Monday, March 05, 2007


In which we mull over the L.A. Marathon of today and the Marathon of the past

On Sunday the City of Los Angeles held its annual marathon. A guy from Kenya won in the men's competition, as usual, while a woman from Russia won in the women's (it's usually a Swede). Behind them came about 30,000 foot-sore losers. No surprise there.

The race began a few hundred yards from my apartment. I know because I was awakened by half a dozen T.V. helicopters flying low over The Grotto early in the morning to observe the spectacle.

Anyway, after lounging around reading the paper all morning, I decided to catch "The Departed" at the Chinese Theatre in Hollywood to see what all of the Oscar hubbub was about. From what I can tell the hubbub was just that and not much more. I give it about a six. (And, by the way, remind me never to trust the Boston Irish.)

Taking the subway back to The Grotto I shared a car with about a dozen teenage marathonistas wearing medals showing that, if they didn't win, they at least finished. I congratulated one young girl who blushed. Then I asked her, "So do you know why it’s called a 'marathon?'" She shook her head. I asked another. He didn't know either. This sparked a round of questioning among their friends, answered by shoulder shrugs and phrases like "Dude! Why you ask me?"

The Battle of Marathon, 490 B.C., was one of the most important victories in Western history. Had the Persians won the day instead of the Greeks, there would very likely never have been what we today call "Western Civilization," with all of its ideas of democracy and its beliefs in personal freedom and individual rights. The modern marathon, of course, commemorates that victory and the running of the Athenian hoplite, Pheidippides, from the city of Marathon, where the battle took place, back to Athens, to report the victory. Pheidippides is said to have croaked from exhaustion, right there on the spot.
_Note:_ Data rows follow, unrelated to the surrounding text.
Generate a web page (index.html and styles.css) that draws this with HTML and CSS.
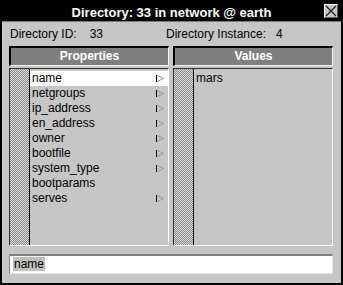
FILE: index.html
```html
<!DOCTYPE html>
<html lang="en">
<head>
  <meta charset="UTF-8" />
  <title>Directory: 33 in network @ earth</title>
  <link rel="stylesheet" href="styles.css">
</head>
<body>
  <svg class="defs" width="0" height="0">
    <defs>
      <pattern id="stipple" width="2" height="2" patternUnits="userSpaceOnUse">
        <rect width="2" height="2" fill="#d8d8d8"/>
        <rect width="1" height="1" fill="#8c8c8c"/>
        <rect x="1" y="1" width="1" height="1" fill="#8c8c8c"/>
      </pattern>
      <symbol id="arrow" viewBox="0 0 8 7">
        <path d="M0.5 0 V7" stroke="#000" stroke-width="1"/>
        <path d="M1.5 0.5 L7.5 3.5 L1.5 6.5" stroke="#999" stroke-width="1" fill="none"/>
      </symbol>
    </defs>
  </svg>

  <div class="window">
    <div class="titlebar">
      <span class="title">Directory: 33 in network @ earth</span>
      <button class="close" aria-label="Close">
        <svg width="12" height="12" viewBox="0 0 12 12">
          <path d="M1 1 L11 11 M11 1 L1 11" stroke="#202020" stroke-width="1.3" fill="none"/>
        </svg>
      </button>
    </div>

    <div class="content">
      <div class="info">
        <div class="info-item info-id">Directory ID:<span class="info-value">33</span></div>
        <div class="info-item">Directory Instance:<span class="info-value">4</span></div>
      </div>

      <div class="columns">
        <div class="column">
          <div class="col-head">Properties</div>
          <div class="panel">
            <svg class="gutter"><rect width="100%" height="100%" fill="url(#stipple)"/></svg>
            <ul class="list">
              <li class="row selected">name<svg class="arrow"><use href="#arrow"/></svg></li>
              <li class="row">netgroups<svg class="arrow"><use href="#arrow"/></svg></li>
              <li class="row">ip_address<svg class="arrow"><use href="#arrow"/></svg></li>
              <li class="row">en_address<svg class="arrow"><use href="#arrow"/></svg></li>
              <li class="row">owner<svg class="arrow"><use href="#arrow"/></svg></li>
              <li class="row">bootfile<svg class="arrow"><use href="#arrow"/></svg></li>
              <li class="row">system_type<svg class="arrow"><use href="#arrow"/></svg></li>
              <li class="row">bootparams</li>
              <li class="row">serves<svg class="arrow"><use href="#arrow"/></svg></li>
            </ul>
          </div>
        </div>

        <div class="column">
          <div class="col-head">Values</div>
          <div class="panel">
            <svg class="gutter"><rect width="100%" height="100%" fill="url(#stipple)"/></svg>
            <ul class="list">
              <li class="row">mars</li>
            </ul>
          </div>
        </div>
      </div>

      <div class="field"><span class="field-sel">name</span></div>
    </div>
  </div>
</body>
</html>
```

FILE: styles.css
```css
* {
  margin: 0;
  padding: 0;
  box-sizing: border-box;
}

body {
  font-family: 'Liberation Sans', Arial, sans-serif;
  font-size: 12px;
  color: #000;
  background: #c6c6c6;
}

.defs {
  position: absolute;
}

.window {
  width: 343px;
  height: 285px;
  border: 2px solid #000;
  background: #c6c6c6;
  display: flex;
  flex-direction: column;
}

/* title bar */
.titlebar {
  height: 20px;
  background: #000;
  border-bottom: 1px solid #7a7a7a;
  display: grid;
  grid-template-columns: 1fr auto 1fr;
  align-items: start;
  padding: 2px 3px 0;
}

.title {
  grid-column: 2;
  color: #fff;
  font-weight: bold;
  font-size: 13px;
  line-height: 16px;
  padding-top: 1px;
  white-space: nowrap;
}

.close {
  grid-column: 3;
  justify-self: end;
  width: 14px;
  height: 14px;
  background: #c6c6c6;
  border: 1px solid;
  border-color: #f0f0f0 #606060 #606060 #f0f0f0;
  display: flex;
  align-items: center;
  justify-content: center;
}

/* body */
.content {
  flex: 1;
  padding: 5px 8px 9px 7px;
  display: flex;
  flex-direction: column;
}

.info {
  display: flex;
  line-height: 14px;
  padding-left: 1px;
}

.info-id {
  width: 156px;
}

.info-value {
  margin-left: 13px;
}

.info-item:last-child .info-value {
  margin-left: 10px;
}

.columns {
  margin-top: 5px;
  display: grid;
  grid-template-columns: 160px 160px;
  gap: 4px;
}

.col-head {
  height: 20px;
  background: #7f7f7f;
  border: 1px solid;
  border-width: 2px 1px 1px 2px;
  border-color: #000 #f4f4f4 #f4f4f4 #000;
  color: #fff;
  font-weight: bold;
  text-align: center;
  line-height: 16px;
}

.panel {
  margin-top: 2px;
  height: 178px;
  display: flex;
  border: 1px solid;
  border-color: #303030 #fff #fff #303030;
}

.gutter {
  display: block;
  width: 20px;
  height: 100%;
  flex: none;
  border-right: 1px solid #000;
}

.list {
  flex: 1;
  list-style: none;
  padding-top: 2px;
}

.row {
  height: 15px;
  line-height: 15px;
  padding: 0 4px 0 2px;
  display: flex;
  align-items: center;
  justify-content: space-between;
  white-space: nowrap;
}

.row.selected {
  background: #fff;
}

.arrow {
  width: 8px;
  height: 7px;
  flex: none;
}

/* entry field */
.field {
  margin-top: 8px;
  height: 20px;
  background: #fff;
  border: 1px solid;
  border-width: 2px 1px 1px 1px;
  border-color: #7f7f7f #e4e4e4 #e4e4e4 #7f7f7f;
  padding: 1px 0 0 3px;
}

.field-sel {
  display: inline-block;
  background: #c0c0c0;
  line-height: 14px;
  padding: 0 1px;
}
```
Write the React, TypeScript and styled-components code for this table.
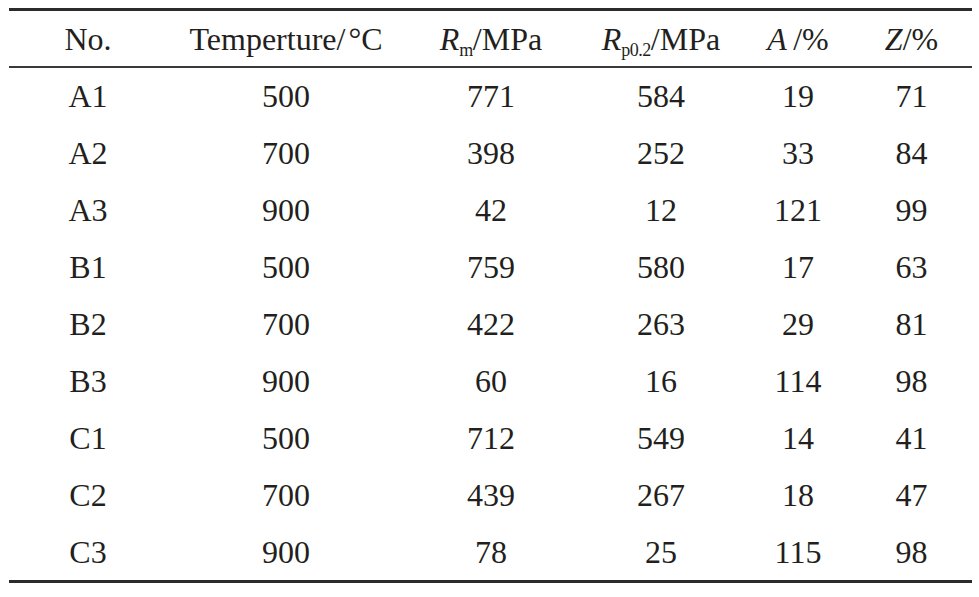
import React from 'react'
import styled, { createGlobalStyle } from 'styled-components'

const GlobalStyle = createGlobalStyle`
  html, body {
    margin: 0;
    padding: 0;
    background: #fff;
  }
  body {
    font-family: "Liberation Serif", "Times New Roman", serif;
    color: #231f20;
  }
`

type Row = [string, string, string, string, string, string]

const rows: Row[] = [
  ['A1', '500', '771', '584', '19', '71'],
  ['A2', '700', '398', '252', '33', '84'],
  ['A3', '900', '42', '12', '121', '99'],
  ['B1', '500', '759', '580', '17', '63'],
  ['B2', '700', '422', '263', '29', '81'],
  ['B3', '900', '60', '16', '114', '98'],
  ['C1', '500', '712', '549', '14', '41'],
  ['C2', '700', '439', '267', '18', '47'],
  ['C3', '900', '78', '25', '115', '98'],
]

const App = () => {
  return (
    <>
      <GlobalStyle />
      <Page>
        <Table>
          <HeadRow>
            <Cell>No.</Cell>
            <Cell>
              Temperture/<Degree>°C</Degree>
            </Cell>
            <Cell>
              <Sym>R</Sym>
              <Sub>m</Sub>/MPa
            </Cell>
            <Cell>
              <Sym>R</Sym>
              <Sub>p0.2</Sub>/MPa
            </Cell>
            <Cell>
              <Sym>A</Sym>&thinsp;/%
            </Cell>
            <Cell>
              <Sym>Z</Sym>/%
            </Cell>
          </HeadRow>
          {rows.map((r) => (
            <BodyRow key={r[0]}>
              {r.map((v, i) => (
                <Cell key={i}>{v}</Cell>
              ))}
            </BodyRow>
          ))}
        </Table>
      </Page>
    </>
  )
}

export default App

const Page = styled.div`
  width: 979px;
  height: 597px;
  padding: 8px 7px 0 9px;
  box-sizing: border-box;
`

const Table = styled.div`
  width: 963px;
  border-top: 3px solid #2b2b2b;
  border-bottom: 3px solid #2b2b2b;
`

const HeadRow = styled.div`
  display: grid;
  grid-template-columns: 158px 238px 172px 168px 106px 121px;
  height: 55px;
  border-bottom: 2px solid #3a3a3a;
  align-items: center;
`

const BodyRow = styled.div`
  display: grid;
  grid-template-columns: 158px 238px 172px 168px 106px 121px;
  height: 56.9px;
  align-items: center;
`

const Cell = styled.div`
  text-align: center;
  font-size: 32px;
  line-height: 1;
  white-space: nowrap;
`

const Sym = styled.span`
  font-style: italic;
`

const Sub = styled.span`
  font-size: 18px;
  position: relative;
  top: 6px;
  letter-spacing: -0.5px;
`

const Degree = styled.span`
  margin-left: 3px;
`
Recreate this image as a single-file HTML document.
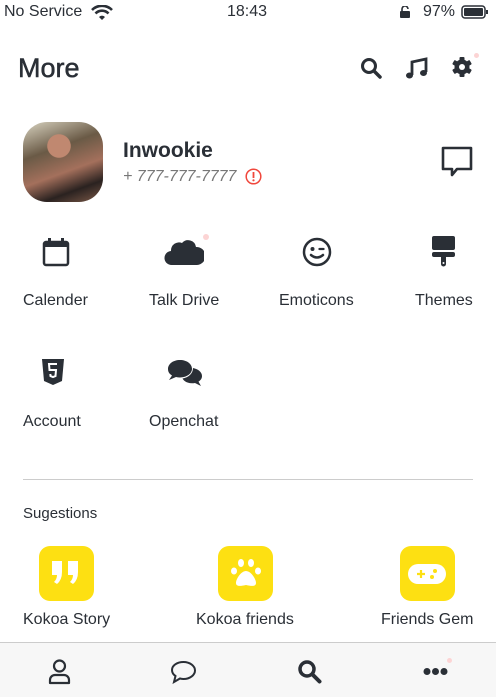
<!DOCTYPE html>
<html><head><style>
*{margin:0;padding:0;box-sizing:border-box}
body{width:496px;height:697px;overflow:hidden;background:#fff;font-family:"Liberation Sans",sans-serif;color:#2a2f36;position:relative}
.a{position:absolute;white-space:nowrap}
.lbl{font-size:16px}
.y{position:absolute;width:55px;height:55px;border-radius:11px;background:#fde012}
</style></head><body>
<div class="a" style="left:4px;top:3px;font-size:16px">No Service</div>
<svg class="a" style="left:91px;top:5px" width="22" height="15" viewBox="0 0 22 15"><path d="M1 5a14 14 0 0 1 20 0" stroke="#2a2f36" stroke-width="2.6" fill="none"/><path d="M4.5 8.5a9 9 0 0 1 13 0" stroke="#2a2f36" stroke-width="2.6" fill="none"/><path d="M8 12a4 4 0 0 1 6 0l-3 3z" fill="#2a2f36"/></svg>
<div class="a" style="left:227px;top:3px;font-size:16px">18:43</div>
<svg class="a" style="left:399px;top:6px" width="12" height="12" viewBox="0 0 12 12"><rect x="1" y="5" width="10" height="7" rx="1" fill="#2a2f36"/><path d="M3 5V3a3 3 0 0 1 6 0" stroke="#2a2f36" stroke-width="1.6" fill="none"/></svg>
<div class="a" style="left:423px;top:3px;font-size:16px">97%</div>
<svg class="a" style="left:461px;top:5px" width="28" height="14" viewBox="0 0 28 14"><rect x="1" y="1" width="23" height="12" rx="3" stroke="#2a2f36" stroke-width="1.5" fill="none"/><rect x="3" y="3" width="19" height="8" rx="1" fill="#2a2f36"/><rect x="25" y="5" width="2" height="4" fill="#2a2f36"/></svg>

<div class="a" style="left:18px;top:53px;font-size:27px;-webkit-text-stroke:0.5px #2a2f36">More</div>
<svg class="a" style="left:360px;top:57px" width="23" height="23" viewBox="0 0 23 23"><circle cx="9" cy="9" r="6.5" stroke="#2a2f36" stroke-width="3" fill="none"/><path d="M14 14l6 6" stroke="#2a2f36" stroke-width="3.5" stroke-linecap="round"/></svg>
<svg class="a" style="left:405px;top:57px" width="23" height="23" viewBox="0 0 23 23"><path d="M7 18V5l14-3v13" stroke="#2a2f36" stroke-width="2.8" fill="none"/><ellipse cx="4.5" cy="18.5" rx="3.5" ry="3" fill="#2a2f36"/><ellipse cx="18.5" cy="16" rx="3.5" ry="3" fill="#2a2f36"/></svg>
<svg class="a" style="left:451px;top:56px" width="22" height="22" viewBox="0 0 22 22"><g fill="#2a2f36"><circle cx="11" cy="11" r="7.5"/><rect x="8.5" y="1" width="5" height="20" rx="1"/><rect x="8.5" y="1" width="5" height="20" rx="1" transform="rotate(60 11 11)"/><rect x="8.5" y="1" width="5" height="20" rx="1" transform="rotate(120 11 11)"/></g><circle cx="11" cy="11" r="3" fill="#fff"/></svg>
<div class="a" style="left:474px;top:53px;width:5px;height:5px;border-radius:50%;background:#fcd4d4"></div>

<div class="a" style="left:23px;top:122px;width:80px;height:80px;border-radius:24px;background:radial-gradient(circle at 45% 30%,#c08870 0 16%,transparent 17%),linear-gradient(160deg,#d8d3c0 0%,#6a5a46 35%,#a4705c 60%,#2a2220 80%,#7d5a48 100%)"></div>
<div class="a" style="left:123px;top:139px;font-size:21px;font-weight:bold">Inwookie</div>
<div class="a" style="left:123px;top:168px;font-size:16px;color:#777;font-style:italic">+ 777-777-7777</div>
<svg class="a" style="left:245px;top:168px" width="17" height="17" viewBox="0 0 17 17"><circle cx="8.5" cy="8.5" r="7.3" stroke="#f0473c" stroke-width="1.5" fill="none"/><rect x="7.6" y="4" width="1.8" height="6" fill="#f0473c"/><circle cx="8.5" cy="12.3" r="1.1" fill="#f0473c"/></svg>
<svg class="a" style="left:440px;top:145px" width="34" height="34" viewBox="0 0 34 34"><path d="M3 3h28v21H17l-5 6v-6H3z" stroke="#2a2f36" stroke-width="2.6" fill="none" stroke-linejoin="round"/></svg>

<svg class="a" style="left:42px;top:237px" width="28" height="30" viewBox="0 0 28 30"><rect x="2" y="5" width="24" height="23" rx="2" stroke="#2a2f36" stroke-width="2.5" fill="none"/><rect x="2" y="5" width="24" height="5" fill="#2a2f36"/><rect x="6" y="1" width="3" height="6" fill="#2a2f36"/><rect x="19" y="1" width="3" height="6" fill="#2a2f36"/></svg>
<svg class="a" style="left:164px;top:238px" width="40" height="28" viewBox="0 0 40 28"><path d="M8 27a7 7 0 0 1-1-14 8 8 0 0 1 11-8 8 8 0 0 1 14 4 8 8 0 0 1 1 18z" fill="#2a2f36"/></svg>
<div class="a" style="left:203px;top:234px;width:6px;height:6px;border-radius:50%;background:#fcd4d4"></div>
<svg class="a" style="left:302px;top:237px" width="30" height="30" viewBox="0 0 30 30"><circle cx="15" cy="15" r="13" stroke="#2a2f36" stroke-width="2.5" fill="none"/><circle cx="10.5" cy="12" r="2" fill="#2a2f36"/><path d="M17.5 12h4" stroke="#2a2f36" stroke-width="2.3" stroke-linecap="round"/><path d="M9 18q6 5 12 0" stroke="#2a2f36" stroke-width="2.5" fill="none" stroke-linecap="round"/></svg>
<svg class="a" style="left:431px;top:235px" width="25" height="32" viewBox="0 0 25 32"><rect x="1" y="1" width="23" height="14" rx="2" fill="#2a2f36"/><rect x="1" y="17" width="23" height="5" rx="2" fill="#2a2f36"/><path d="M10 22h5v7a2.5 2.5 0 0 1-5 0z" fill="#2a2f36"/><circle cx="12.5" cy="28" r="1" fill="#fff"/></svg>
<div class="a lbl" style="left:23px;top:292px">Calender</div>
<div class="a lbl" style="left:149px;top:292px">Talk Drive</div>
<div class="a lbl" style="left:279px;top:292px">Emoticons</div>
<div class="a lbl" style="left:415px;top:292px">Themes</div>

<svg class="a" style="left:42px;top:359px" width="22" height="27" viewBox="0 0 22 27"><path d="M0 0h22l-2 22-9 4-9-4z" fill="#2a2f36"/><path d="M15 5H7l.5 6H14l-.5 6-2.5 1-2.5-1-.2-2" stroke="#fff" stroke-width="2" fill="none"/></svg>
<svg class="a" style="left:167px;top:359px" width="36" height="28" viewBox="0 0 36 28"><path d="M13 1C6 1 1 5 1 10c0 3 1.5 5 4 6.5L2 21l7-3c1.3.3 2.6.5 4 .5 7 0 12-4 12-8.7S20 1 13 1z" fill="#2a2f36"/><path d="M26 9c5 1 9 4 9 8 0 2.5-1.3 4.3-3.5 5.6L34 27l-6-3c-1 .2-2 .3-3 .3-4.5 0-8-2-9.5-4.8 6-.8 10.5-5 10.5-10.5z" fill="#2a2f36"/></svg>
<div class="a lbl" style="left:23px;top:413px">Account</div>
<div class="a lbl" style="left:149px;top:413px">Openchat</div>

<div class="a" style="left:23px;top:479px;width:450px;height:1px;background:#ccc"></div>
<div class="a" style="left:23px;top:505px;font-size:15px">Sugestions</div>

<div class="y" style="left:39px;top:546px"></div>
<svg class="a" style="left:51px;top:560px" width="30" height="28" viewBox="0 0 30 28"><path d="M1 1h10v11q0 8-5 12l-3-2q3-3 3-7H1z M17 1h10v11q0 8-5 12l-3-2q3-3 3-7h-5z" fill="#fff"/></svg>
<div class="y" style="left:218px;top:546px"></div>
<svg class="a" style="left:230px;top:558px" width="32" height="30" viewBox="0 0 32 30"><g fill="#fff"><ellipse cx="11" cy="5" rx="3" ry="4"/><ellipse cx="21" cy="5" rx="3" ry="4"/><ellipse cx="4" cy="13" rx="3" ry="3.5"/><ellipse cx="28" cy="13" rx="3" ry="3.5"/><path d="M16 13c-5 0-10 8-10 12 0 4 5 3 10 2 5 1 10 2 10-2 0-4-5-12-10-12z"/></g></svg>
<div class="y" style="left:400px;top:546px"></div>
<svg class="a" style="left:407px;top:563px" width="40" height="22" viewBox="0 0 40 22"><rect x="1" y="1" width="38" height="20" rx="10" fill="#fff"/><path d="M10 11h8M14 7v8" stroke="#fde012" stroke-width="2.2"/><circle cx="28" cy="8" r="2" fill="#fde012"/><circle cx="25" cy="14" r="2" fill="#fde012"/></svg>
<div class="a lbl" style="left:23px;top:611px">Kokoa Story</div>
<div class="a lbl" style="left:196px;top:611px">Kokoa friends</div>
<div class="a lbl" style="left:381px;top:611px">Friends Gem</div>

<div class="a" style="left:0;top:642px;width:496px;height:55px;background:#f7f7f7;border-top:1px solid #ccc"></div>
<svg class="a" style="left:48px;top:659px" width="23" height="26" viewBox="0 0 23 26"><circle cx="11.5" cy="7" r="5.5" stroke="#2a2f36" stroke-width="2.2" fill="none"/><path d="M2 24v-3a5 5 0 0 1 5-5h9a5 5 0 0 1 5 5v3z" stroke="#2a2f36" stroke-width="2.2" fill="none" stroke-linejoin="round"/></svg>
<svg class="a" style="left:170px;top:660px" width="27" height="24" viewBox="0 0 27 24"><path d="M13.5 2C7 2 2 5.5 2 10c0 2.5 1.3 4.5 3.5 6L4 22l6-3.5c1.1.3 2.3.5 3.5.5C20 19 25 15 25 10.5S20 2 13.5 2z" stroke="#2a2f36" stroke-width="2" fill="none"/></svg>
<svg class="a" style="left:297px;top:659px" width="26" height="26" viewBox="0 0 26 26"><circle cx="10" cy="10" r="7" stroke="#2a2f36" stroke-width="3.5" fill="none"/><path d="M15.5 15.5l7 7" stroke="#2a2f36" stroke-width="4" stroke-linecap="round"/></svg>
<svg class="a" style="left:423px;top:667px" width="25" height="9" viewBox="0 0 25 9"><circle cx="4" cy="4.5" r="3.5" fill="#2a2f36"/><circle cx="12.5" cy="4.5" r="3.5" fill="#2a2f36"/><circle cx="21" cy="4.5" r="3.5" fill="#2a2f36"/></svg>
<div class="a" style="left:447px;top:658px;width:5px;height:5px;border-radius:50%;background:#fcd4d4"></div>
</body></html>
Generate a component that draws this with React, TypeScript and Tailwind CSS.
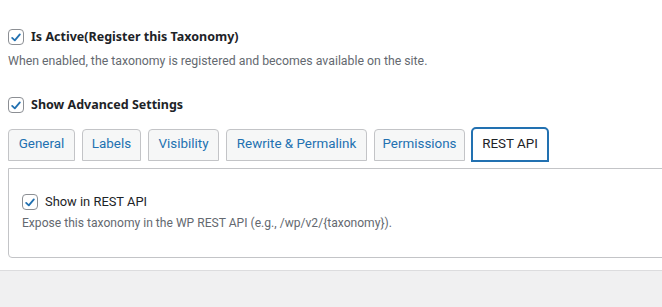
import React from "react";

const Check = () => (
  <span className="flex h-4 w-4 shrink-0 items-center justify-center rounded-[4px] border border-[#8c8f94] bg-white">
    <svg viewBox="0 0 20 20" className="h-[15px] w-[15px]">
      <path d="M4.5 10.5 L8.3 14 L15.5 5.5" fill="none" stroke="#2271b1" strokeWidth="2.6" strokeLinecap="round" strokeLinejoin="round" />
    </svg>
  </span>
);

const tabs: [string, string][] = [
  ["General", "w-[67px]"],
  ["Labels", "w-[59px]"],
  ["Visibility", "w-[71px]"],
  ["Rewrite & Permalink", "w-[141px]"],
  ["Permissions", "w-[91px]"],
];

const bold = { fontFamily: '"Noto Sans", sans-serif' };

export default function App() {
  return (
    <div className="flex h-[307px] w-full flex-col overflow-hidden bg-[#f0f0f1] text-[12.3px] text-[#1d2327]" style={{ fontFamily: 'Roboto, "Noto Sans", sans-serif' }}>
      <div className="h-[271px] shrink-0 border-b border-[#dcdcde] bg-white pl-2">
        <div className="mt-[29px] flex h-4 items-center gap-[7px]">
          <Check />
          <span className="text-[12.5px] font-bold leading-none" style={bold}>Is Active(Register this Taxonomy)</span>
        </div>
        <p className="mt-[6px] whitespace-nowrap leading-[20px] text-[#646970]">When enabled, the taxonomy is registered and becomes available on the site.</p>
        <div className="mt-[26px] flex h-4 items-center gap-[7px]">
          <Check />
          <span className="text-[12.5px] font-bold leading-none" style={bold}>Show Advanced Settings</span>
        </div>
        <div className="mt-[15px] flex h-[33px] items-center gap-[7px] text-[13.4px]">
          {tabs.map(([t, w]) => (
            <div key={t} className={`flex h-[32px] items-center justify-center rounded-t-[4px] border border-[#c3c4c7] bg-[#f6f7f7] text-[#2271b1] ${w}`}>
              {t}
            </div>
          ))}
          <div className="-ml-px flex h-[35px] w-[78px] items-center justify-center rounded-t-[5px] border-2 border-[#2271b1] bg-white text-[#1d2327]">
            REST API
          </div>
        </div>
        <div className="mt-[7px] -mr-4 h-[90px] rounded-b-[4px] border border-[#c3c4c7] pl-[13px] pt-[25px]">
          <div className="flex h-4 items-center gap-[7px]">
            <Check />
            <span className="text-[12.9px] leading-none">Show in REST API</span>
          </div>
          <p className="mt-[3px] whitespace-nowrap text-[12.1px] leading-[20px] text-[#646970]">Expose this taxonomy in the WP REST API (e.g., /wp/v2/{"{taxonomy}"}).</p>
        </div>
      </div>
    </div>
  );
}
It's a wonderful thing that so many people today live in such outstanding conditions -- conditions that only personal liberty and leisure time can bring about -- that they are able to run more than 26 miles one day and go to work or to school the next, barely even limping. What’s not so wonderful is that we owe much of it to the blood, courage and sacrifice (not to mention the superior reasoning) of our Greek forebears -- and we don't even have the smarts to acknowledge it.
Yet there may be hope. This weekend opens "300," the special effects, violence-fest extravaganza based on the tale of the 300 Spartans, directed by Zack Snyder of "Dawn of the Dead" fame. Yes, I know, that was Thermopulae, not Marathon. The point is that, where traditional education may fail to engage, Hollywood sometimes fills the gap. No, I don't mean Hollywood is faithful to history. I mean that Hollywood films and T.V. programs about historical events can whet the appetite of the curious mind to learn more. It certainly happened to me, growing up on an audio-visual diet of old war movies, sword-and-sandal epics, Hogan's Heroes, Victory at Sea and so forth. Perhaps a few young minds will be intrigued enough by this film's violence and drama to explore the history and ideas behind them... Or maybe they'll just come away thinking the Persians liked cool face piercings.